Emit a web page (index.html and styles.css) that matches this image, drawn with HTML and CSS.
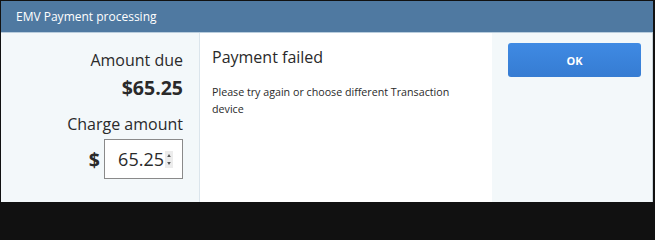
FILE: index.html
```html
<!DOCTYPE html>
<html>
<head>
<meta charset="utf-8">
<link rel="stylesheet" href="styles.css">
</head>
<body>
<div class="dialog">
  <div class="header">EMV Payment processing</div>
  <div class="content">
    <div class="left">
      <div class="label">Amount due</div>
      <div class="due">$65.25</div>
      <div class="label charge">Charge amount</div>
      <div class="input-row">
        <span class="dollar">$</span>
        <div class="input">
          <span class="value">65.25</span>
          <span class="spinner">
            <svg width="8" height="17" viewBox="0 0 8 17">
              <path d="M2.2 6 L4 3 L5.8 6 Z" fill="#555"/>
              <path d="M2.2 11 L4 14 L5.8 11 Z" fill="#555"/>
            </svg>
          </span>
        </div>
      </div>
    </div>
    <div class="middle">
      <div class="title">Payment failed</div>
      <div class="message">Please try again or choose different Transaction device</div>
    </div>
    <div class="right">
      <button class="ok">OK</button>
    </div>
  </div>
</div>
</body>
</html>
```
FILE: styles.css
```css
html, body {
  margin: 0;
  padding: 0;
  background: #111;
}
.dialog {
  width: 655px;
  height: 204px;
  box-sizing: border-box;
  border-top: 1px solid #111;
  border-left: 1px solid #111;
  border-bottom: 2px solid #111;
  border-right: 2px solid #111;
  display: flex;
  flex-direction: column;
  font-family: "Open Sans", "Liberation Sans", sans-serif;
  background: #f3f8fa;
  overflow: hidden;
}
.header {
  height: 31px;
  flex: none;
  background: #4f79a1;
  color: #fff;
  font-size: 12px;
  line-height: 31px;
  padding-left: 15px;
  border-bottom: 1px solid #b9cddd;
}
.content {
  flex: 1;
  display: flex;
  border-right: 1px solid #c9d3da;
}
.left {
  width: 199px;
  flex: none;
  box-sizing: border-box;
  padding: 16px 16px 0 0;
  border-right: 1px solid #dbe5ec;
  display: flex;
  flex-direction: column;
  align-items: flex-end;
  color: #2a2a2a;
}
.label {
  font-size: 16px;
  line-height: 23px;
}
.due {
  font-size: 19.5px;
  font-weight: 700;
  line-height: 26px;
  margin-top: 3px;
}
.charge {
  margin-top: 12px;
}
.input-row {
  display: flex;
  align-items: center;
  margin-top: 3px;
}
.dollar {
  font-size: 19.5px;
  font-weight: 700;
  margin-right: 4px;
}
.input {
  width: 79px;
  height: 40px;
  box-sizing: border-box;
  border: 1px solid #8a8a8a;
  background: #fff;
  display: flex;
  align-items: center;
  justify-content: flex-end;
  padding-right: 9px;
}
.value {
  font-size: 18px;
  color: #2a2a2a;
}
.spinner {
  width: 8px;
  height: 17px;
  background: #ececec;
  display: flex;
  margin-left: 1px;
}
.middle {
  width: 292px;
  flex: none;
  background: #fff;
  box-sizing: border-box;
  padding: 13px 12px 0 12px;
  color: #2a2a2a;
}
.title {
  font-size: 16px;
  line-height: 23px;
}
.message {
  font-size: 10.7px;
  line-height: 17px;
  margin-top: 15px;
  width: 250px;
}
.right {
  flex: 1;
  padding: 10px 0 0 16px;
}
.ok {
  width: 133px;
  height: 34px;
  border: none;
  border-radius: 3px;
  background: linear-gradient(#3f8ae3, #367cd2);
  color: #fff;
  font-family: "Open Sans", "Liberation Sans", sans-serif;
  font-weight: 700;
  font-size: 11px;
  padding: 0;
}
```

----

_Exercise prompt:_
Output an exact copy of the material, with the pictures removed.

_Output of the task:_
Emit a web page (index.html and styles.css) that matches this image, drawn with HTML and CSS.
FILE: index.html
```html
<!DOCTYPE html>
<html>
<head>
<meta charset="utf-8">
<link rel="stylesheet" href="styles.css">
</head>
<body>
<div class="dialog">
  <div class="header">EMV Payment processing</div>
  <div class="content">
    <div class="left">
      <div class="label">Amount due</div>
      <div class="due">$65.25</div>
      <div class="label charge">Charge amount</div>
      <div class="input-row">
        <span class="dollar">$</span>
        <div class="input">
          <span class="value">65.25</span>
          <span class="spinner">
            <svg width="8" height="17" viewBox="0 0 8 17">
              <path d="M2.2 6 L4 3 L5.8 6 Z" fill="#555"/>
              <path d="M2.2 11 L4 14 L5.8 11 Z" fill="#555"/>
            </svg>
          </span>
        </div>
      </div>
    </div>
    <div class="middle">
      <div class="title">Payment failed</div>
      <div class="message">Please try again or choose different Transaction device</div>
    </div>
    <div class="right">
      <button class="ok">OK</button>
    </div>
  </div>
</div>
</body>
</html>
```
FILE: styles.css
```css
html, body {
  margin: 0;
  padding: 0;
  background: #111;
}
.dialog {
  width: 655px;
  height: 204px;
  box-sizing: border-box;
  border-top: 1px solid #111;
  border-left: 1px solid #111;
  border-bottom: 2px solid #111;
  border-right: 2px solid #111;
  display: flex;
  flex-direction: column;
  font-family: "Open Sans", "Liberation Sans", sans-serif;
  background: #f3f8fa;
  overflow: hidden;
}
.header {
  height: 31px;
  flex: none;
  background: #4f79a1;
  color: #fff;
  font-size: 12px;
  line-height: 31px;
  padding-left: 15px;
  border-bottom: 1px solid #b9cddd;
}
.content {
  flex: 1;
  display: flex;
  border-right: 1px solid #c9d3da;
}
.left {
  width: 199px;
  flex: none;
  box-sizing: border-box;
  padding: 16px 16px 0 0;
  border-right: 1px solid #dbe5ec;
  display: flex;
  flex-direction: column;
  align-items: flex-end;
  color: #2a2a2a;
}
.label {
  font-size: 16px;
  line-height: 23px;
}
.due {
  font-size: 19.5px;
  font-weight: 700;
  line-height: 26px;
  margin-top: 3px;
}
.charge {
  margin-top: 12px;
}
.input-row {
  display: flex;
  align-items: center;
  margin-top: 3px;
}
.dollar {
  font-size: 19.5px;
  font-weight: 700;
  margin-right: 4px;
}
.input {
  width: 79px;
  height: 40px;
  box-sizing: border-box;
  border: 1px solid #8a8a8a;
  background: #fff;
  display: flex;
  align-items: center;
  justify-content: flex-end;
  padding-right: 9px;
}
.value {
  font-size: 18px;
  color: #2a2a2a;
}
.spinner {
  width: 8px;
  height: 17px;
  background: #ececec;
  display: flex;
  margin-left: 1px;
}
.middle {
  width: 292px;
  flex: none;
  background: #fff;
  box-sizing: border-box;
  padding: 13px 12px 0 12px;
  color: #2a2a2a;
}
.title {
  font-size: 16px;
  line-height: 23px;
}
.message {
  font-size: 10.7px;
  line-height: 17px;
  margin-top: 15px;
  width: 250px;
}
.right {
  flex: 1;
  padding: 10px 0 0 16px;
}
.ok {
  width: 133px;
  height: 34px;
  border: none;
  border-radius: 3px;
  background: linear-gradient(#3f8ae3, #367cd2);
  color: #fff;
  font-family: "Open Sans", "Liberation Sans", sans-serif;
  font-weight: 700;
  font-size: 11px;
  padding: 0;
}
```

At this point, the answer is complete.